The F.A. Cotton Medal, established in 1995 by the Texas A&M Department of Chemistry and the local section of the American Chemical Society, is presented annually for excellence in chemical research. Another award bearing his name is the F. Albert Cotton Award for Synthetic Inorganic Chemistry, which is presented at the National Meeting of the American Chemical Society each spring.
Cotton was a member of the American Philosophical Society and the National Academies of Sciences of the United States, Russia, China, the United Kingdom, France and Denmark. He was awarded 29 honorary doctorates by universities around the world, believed to be the most in school history.
He has written five text and reference books that have sold in excess of half-a-million copies, including editions in 40 foreign languages. He authored or co-authored more than 1,600 publications, by far the most in Texas A&M's 130-year history.
In an interview several years ago, Cotton said he was most proud of the students he had helped.
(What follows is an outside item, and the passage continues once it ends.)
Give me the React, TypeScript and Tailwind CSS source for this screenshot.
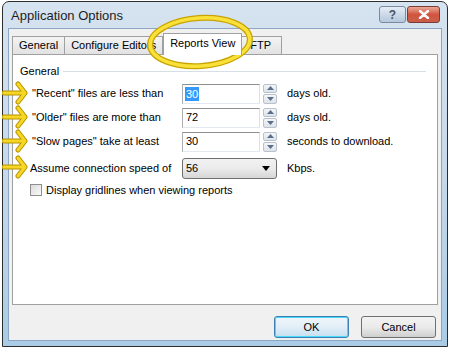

He directly supervised the work of 116 graduate students-including 67 at Texas A&M-who went on to earn their doctoral degrees, yet another school record for faculty.
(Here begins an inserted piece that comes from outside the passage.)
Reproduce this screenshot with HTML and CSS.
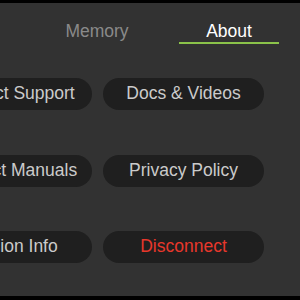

"The thrill of discovery and the challenge of finding out something that perhaps no one has yet-those things are still very, very exciting to me," Cotton said.
"Maybe I was born with a lot of energy, because I still love what I'm doing, and seeing my students walk across the stage and get their degrees still gives me a big kick. That's the part I'll never get tired of."
Befitting to Cotton, there will not be a traditional funeral; however, in a few weeks, his life will be celebrated in a memorial to be held in the College Station area. In lieu of flowers or other offerings, his family has requested that donations be made to the F.A. Cotton Endowed Memorial Graduate Travel Award to support graduate students in the Department of Chemistry in care of the Texas A&M Foundation, 401 George Bush Drive, College Station, Texas 77840-2811.
Cotton is survived by his wife of 47 years, Diane "Dee," and their two daughters, Jennifer and Jane.